WHAT IS REQUIRED
Each line holding the word "full" counts once; give the total and nothing more.

###

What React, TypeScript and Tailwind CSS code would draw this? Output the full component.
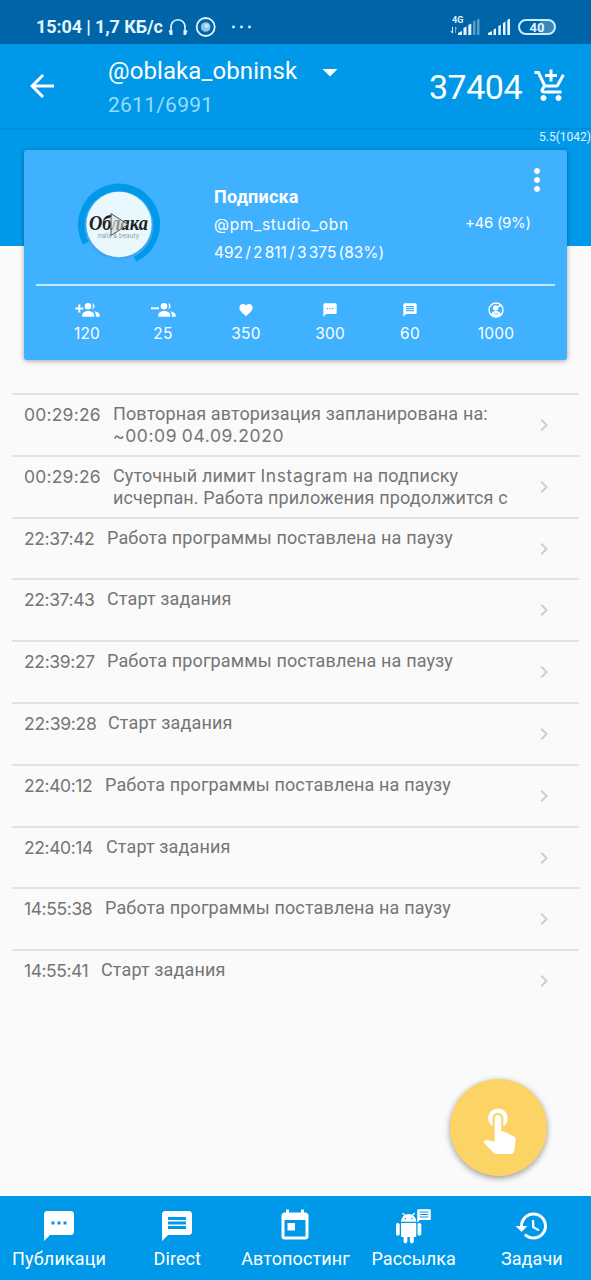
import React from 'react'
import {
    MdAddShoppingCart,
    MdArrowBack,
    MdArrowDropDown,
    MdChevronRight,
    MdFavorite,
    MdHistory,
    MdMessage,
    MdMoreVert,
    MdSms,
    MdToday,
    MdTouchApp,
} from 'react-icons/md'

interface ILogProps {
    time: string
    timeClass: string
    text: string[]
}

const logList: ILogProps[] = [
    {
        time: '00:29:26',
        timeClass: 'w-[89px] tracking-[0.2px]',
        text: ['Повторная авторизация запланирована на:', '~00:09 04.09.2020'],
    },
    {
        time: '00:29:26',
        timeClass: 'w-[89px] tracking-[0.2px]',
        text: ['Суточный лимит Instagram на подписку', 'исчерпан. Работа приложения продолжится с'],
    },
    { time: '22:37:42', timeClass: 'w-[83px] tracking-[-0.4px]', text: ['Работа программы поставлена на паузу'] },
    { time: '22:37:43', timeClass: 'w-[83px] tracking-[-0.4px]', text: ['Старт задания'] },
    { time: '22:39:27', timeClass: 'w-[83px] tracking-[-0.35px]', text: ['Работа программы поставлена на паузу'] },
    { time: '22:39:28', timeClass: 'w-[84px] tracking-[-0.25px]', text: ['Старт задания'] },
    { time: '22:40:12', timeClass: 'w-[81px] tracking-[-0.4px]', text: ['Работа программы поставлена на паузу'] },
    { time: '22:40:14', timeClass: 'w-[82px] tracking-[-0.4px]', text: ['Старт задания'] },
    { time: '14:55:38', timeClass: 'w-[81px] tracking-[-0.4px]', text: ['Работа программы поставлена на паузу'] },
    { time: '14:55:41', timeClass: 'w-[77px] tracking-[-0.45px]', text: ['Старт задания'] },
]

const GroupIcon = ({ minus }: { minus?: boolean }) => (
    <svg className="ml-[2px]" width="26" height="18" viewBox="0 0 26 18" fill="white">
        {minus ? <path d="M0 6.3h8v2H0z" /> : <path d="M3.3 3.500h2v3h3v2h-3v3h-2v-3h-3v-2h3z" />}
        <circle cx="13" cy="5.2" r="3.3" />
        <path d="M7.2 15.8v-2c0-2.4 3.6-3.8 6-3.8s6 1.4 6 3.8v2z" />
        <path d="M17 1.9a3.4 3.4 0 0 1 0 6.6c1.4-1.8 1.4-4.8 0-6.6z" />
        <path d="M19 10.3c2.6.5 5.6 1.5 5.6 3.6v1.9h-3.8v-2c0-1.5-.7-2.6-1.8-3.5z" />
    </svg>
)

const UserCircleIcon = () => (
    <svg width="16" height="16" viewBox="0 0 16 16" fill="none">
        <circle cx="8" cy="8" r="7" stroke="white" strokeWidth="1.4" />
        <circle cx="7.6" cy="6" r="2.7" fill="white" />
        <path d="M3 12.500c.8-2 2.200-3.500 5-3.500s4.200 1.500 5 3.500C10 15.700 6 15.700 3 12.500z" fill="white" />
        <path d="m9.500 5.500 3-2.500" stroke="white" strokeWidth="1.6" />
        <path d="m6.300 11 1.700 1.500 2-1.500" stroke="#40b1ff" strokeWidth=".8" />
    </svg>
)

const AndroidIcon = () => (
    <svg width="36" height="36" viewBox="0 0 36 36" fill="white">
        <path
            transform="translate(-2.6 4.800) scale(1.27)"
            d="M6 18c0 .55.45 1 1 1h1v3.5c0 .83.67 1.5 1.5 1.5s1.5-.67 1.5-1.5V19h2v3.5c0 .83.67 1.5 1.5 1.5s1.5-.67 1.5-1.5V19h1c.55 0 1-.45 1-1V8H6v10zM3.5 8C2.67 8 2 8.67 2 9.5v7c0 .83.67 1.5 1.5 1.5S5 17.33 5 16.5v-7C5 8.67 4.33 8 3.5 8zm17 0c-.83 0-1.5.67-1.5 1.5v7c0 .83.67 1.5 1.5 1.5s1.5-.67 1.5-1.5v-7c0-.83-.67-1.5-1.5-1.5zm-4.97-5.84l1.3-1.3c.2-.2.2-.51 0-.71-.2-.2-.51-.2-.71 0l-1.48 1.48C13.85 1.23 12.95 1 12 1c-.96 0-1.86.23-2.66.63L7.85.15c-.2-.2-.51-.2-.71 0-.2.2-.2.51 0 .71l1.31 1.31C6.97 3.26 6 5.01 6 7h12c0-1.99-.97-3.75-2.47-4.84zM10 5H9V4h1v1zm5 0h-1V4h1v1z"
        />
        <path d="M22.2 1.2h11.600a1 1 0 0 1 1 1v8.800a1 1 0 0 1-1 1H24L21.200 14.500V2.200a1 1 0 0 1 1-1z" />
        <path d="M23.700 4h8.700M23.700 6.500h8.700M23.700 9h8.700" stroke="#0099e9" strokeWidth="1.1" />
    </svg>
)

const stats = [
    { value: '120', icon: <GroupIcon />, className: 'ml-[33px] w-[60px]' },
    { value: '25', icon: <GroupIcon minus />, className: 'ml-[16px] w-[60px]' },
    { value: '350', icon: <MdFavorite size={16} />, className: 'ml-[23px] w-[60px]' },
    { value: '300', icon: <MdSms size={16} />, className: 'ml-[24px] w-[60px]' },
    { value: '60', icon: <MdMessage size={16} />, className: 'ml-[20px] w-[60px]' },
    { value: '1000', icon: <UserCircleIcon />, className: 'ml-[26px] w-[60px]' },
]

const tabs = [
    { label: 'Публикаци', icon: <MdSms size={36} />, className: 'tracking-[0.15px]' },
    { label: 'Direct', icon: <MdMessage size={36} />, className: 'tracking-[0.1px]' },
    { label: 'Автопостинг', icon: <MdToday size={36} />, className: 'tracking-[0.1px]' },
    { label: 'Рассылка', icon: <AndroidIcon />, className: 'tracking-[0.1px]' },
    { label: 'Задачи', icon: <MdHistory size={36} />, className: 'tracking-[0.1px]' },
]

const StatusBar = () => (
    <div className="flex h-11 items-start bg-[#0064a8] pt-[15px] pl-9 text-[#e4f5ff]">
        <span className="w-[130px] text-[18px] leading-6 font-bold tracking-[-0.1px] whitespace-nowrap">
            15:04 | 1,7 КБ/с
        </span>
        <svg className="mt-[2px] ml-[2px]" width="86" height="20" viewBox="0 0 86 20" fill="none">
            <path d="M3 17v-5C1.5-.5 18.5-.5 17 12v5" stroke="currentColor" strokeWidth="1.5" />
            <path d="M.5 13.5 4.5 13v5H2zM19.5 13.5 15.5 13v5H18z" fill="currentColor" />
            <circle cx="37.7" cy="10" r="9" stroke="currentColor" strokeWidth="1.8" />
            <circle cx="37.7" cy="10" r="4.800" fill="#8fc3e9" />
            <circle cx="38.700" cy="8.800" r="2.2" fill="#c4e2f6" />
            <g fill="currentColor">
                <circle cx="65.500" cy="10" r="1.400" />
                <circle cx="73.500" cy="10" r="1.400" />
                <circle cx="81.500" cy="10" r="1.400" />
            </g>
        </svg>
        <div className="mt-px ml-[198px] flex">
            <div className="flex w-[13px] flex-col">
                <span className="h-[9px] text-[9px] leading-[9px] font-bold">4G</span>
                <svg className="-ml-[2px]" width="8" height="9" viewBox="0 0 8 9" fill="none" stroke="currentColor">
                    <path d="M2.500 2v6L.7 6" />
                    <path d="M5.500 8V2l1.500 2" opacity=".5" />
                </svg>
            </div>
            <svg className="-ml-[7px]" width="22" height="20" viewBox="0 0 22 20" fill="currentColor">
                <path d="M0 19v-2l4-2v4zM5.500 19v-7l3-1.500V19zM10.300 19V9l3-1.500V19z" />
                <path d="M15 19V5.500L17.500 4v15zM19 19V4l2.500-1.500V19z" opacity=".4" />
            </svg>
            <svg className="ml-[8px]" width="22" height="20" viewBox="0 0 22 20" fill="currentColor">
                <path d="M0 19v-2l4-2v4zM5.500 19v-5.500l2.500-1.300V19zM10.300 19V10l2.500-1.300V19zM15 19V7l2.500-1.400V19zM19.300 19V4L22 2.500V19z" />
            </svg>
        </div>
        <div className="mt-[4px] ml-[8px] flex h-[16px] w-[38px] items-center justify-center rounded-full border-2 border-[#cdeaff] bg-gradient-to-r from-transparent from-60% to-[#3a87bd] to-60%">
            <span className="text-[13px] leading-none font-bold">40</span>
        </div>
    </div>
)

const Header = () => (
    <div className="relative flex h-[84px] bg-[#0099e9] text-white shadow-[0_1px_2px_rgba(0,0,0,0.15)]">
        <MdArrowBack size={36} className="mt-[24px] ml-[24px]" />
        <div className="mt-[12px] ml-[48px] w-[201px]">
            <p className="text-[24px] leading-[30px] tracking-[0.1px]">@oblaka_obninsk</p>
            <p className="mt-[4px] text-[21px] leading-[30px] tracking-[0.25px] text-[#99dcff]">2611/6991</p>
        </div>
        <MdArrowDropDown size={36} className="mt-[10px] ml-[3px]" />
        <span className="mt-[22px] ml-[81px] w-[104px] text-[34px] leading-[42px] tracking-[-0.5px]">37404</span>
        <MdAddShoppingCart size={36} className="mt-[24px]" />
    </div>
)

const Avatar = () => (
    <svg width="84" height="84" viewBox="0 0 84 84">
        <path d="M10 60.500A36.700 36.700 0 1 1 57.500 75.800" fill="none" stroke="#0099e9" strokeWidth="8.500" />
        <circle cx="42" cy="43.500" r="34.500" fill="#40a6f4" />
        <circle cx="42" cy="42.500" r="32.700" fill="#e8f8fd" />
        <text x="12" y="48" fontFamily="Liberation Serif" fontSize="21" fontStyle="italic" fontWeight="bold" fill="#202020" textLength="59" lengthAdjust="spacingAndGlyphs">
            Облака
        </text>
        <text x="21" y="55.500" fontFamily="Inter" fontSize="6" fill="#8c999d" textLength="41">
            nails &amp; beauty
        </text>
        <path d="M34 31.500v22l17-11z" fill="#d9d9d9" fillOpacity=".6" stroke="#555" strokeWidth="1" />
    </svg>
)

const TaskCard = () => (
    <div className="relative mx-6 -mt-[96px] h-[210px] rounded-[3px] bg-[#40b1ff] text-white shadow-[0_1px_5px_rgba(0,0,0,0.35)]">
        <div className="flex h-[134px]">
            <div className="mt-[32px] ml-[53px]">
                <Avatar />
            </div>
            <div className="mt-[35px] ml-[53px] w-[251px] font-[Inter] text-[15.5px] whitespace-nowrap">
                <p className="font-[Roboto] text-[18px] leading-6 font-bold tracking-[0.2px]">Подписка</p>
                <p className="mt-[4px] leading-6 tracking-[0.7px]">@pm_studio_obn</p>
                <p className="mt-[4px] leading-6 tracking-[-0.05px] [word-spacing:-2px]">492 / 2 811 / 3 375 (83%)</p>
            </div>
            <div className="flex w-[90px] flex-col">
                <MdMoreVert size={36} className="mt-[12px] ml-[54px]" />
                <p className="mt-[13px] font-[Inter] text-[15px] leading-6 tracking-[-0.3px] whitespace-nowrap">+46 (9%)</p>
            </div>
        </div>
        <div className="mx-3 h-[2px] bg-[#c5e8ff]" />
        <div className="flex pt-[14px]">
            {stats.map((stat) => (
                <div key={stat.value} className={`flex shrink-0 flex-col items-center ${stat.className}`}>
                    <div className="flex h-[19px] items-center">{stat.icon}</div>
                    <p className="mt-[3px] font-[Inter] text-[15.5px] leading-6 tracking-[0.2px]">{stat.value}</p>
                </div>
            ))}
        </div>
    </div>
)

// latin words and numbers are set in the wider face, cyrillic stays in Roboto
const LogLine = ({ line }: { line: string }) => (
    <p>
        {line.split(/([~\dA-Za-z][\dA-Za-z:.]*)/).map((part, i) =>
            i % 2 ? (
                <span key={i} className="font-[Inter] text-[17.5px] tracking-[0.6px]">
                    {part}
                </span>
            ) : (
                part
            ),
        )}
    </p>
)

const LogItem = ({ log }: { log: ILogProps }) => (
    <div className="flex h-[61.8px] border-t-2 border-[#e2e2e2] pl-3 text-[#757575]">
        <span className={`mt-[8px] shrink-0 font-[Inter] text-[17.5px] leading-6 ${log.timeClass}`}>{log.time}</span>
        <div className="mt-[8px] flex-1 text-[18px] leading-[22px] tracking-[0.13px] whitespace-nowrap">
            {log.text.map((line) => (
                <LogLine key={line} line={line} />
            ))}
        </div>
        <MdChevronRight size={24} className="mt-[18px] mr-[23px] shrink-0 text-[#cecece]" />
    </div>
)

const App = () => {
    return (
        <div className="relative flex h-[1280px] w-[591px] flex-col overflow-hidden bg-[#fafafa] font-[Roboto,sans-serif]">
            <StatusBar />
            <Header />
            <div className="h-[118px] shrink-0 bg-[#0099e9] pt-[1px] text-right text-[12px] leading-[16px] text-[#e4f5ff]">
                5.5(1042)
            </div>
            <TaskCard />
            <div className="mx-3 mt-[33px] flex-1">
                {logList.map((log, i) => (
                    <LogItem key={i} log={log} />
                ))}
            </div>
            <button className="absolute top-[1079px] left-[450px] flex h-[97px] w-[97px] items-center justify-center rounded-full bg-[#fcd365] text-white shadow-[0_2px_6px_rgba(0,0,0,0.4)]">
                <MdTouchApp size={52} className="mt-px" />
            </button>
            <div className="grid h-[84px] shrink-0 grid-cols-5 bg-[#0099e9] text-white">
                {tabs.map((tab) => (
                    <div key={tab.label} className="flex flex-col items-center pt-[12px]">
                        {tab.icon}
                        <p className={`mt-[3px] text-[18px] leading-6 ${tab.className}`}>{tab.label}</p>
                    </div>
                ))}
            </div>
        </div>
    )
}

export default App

###

FINISHED TASK
3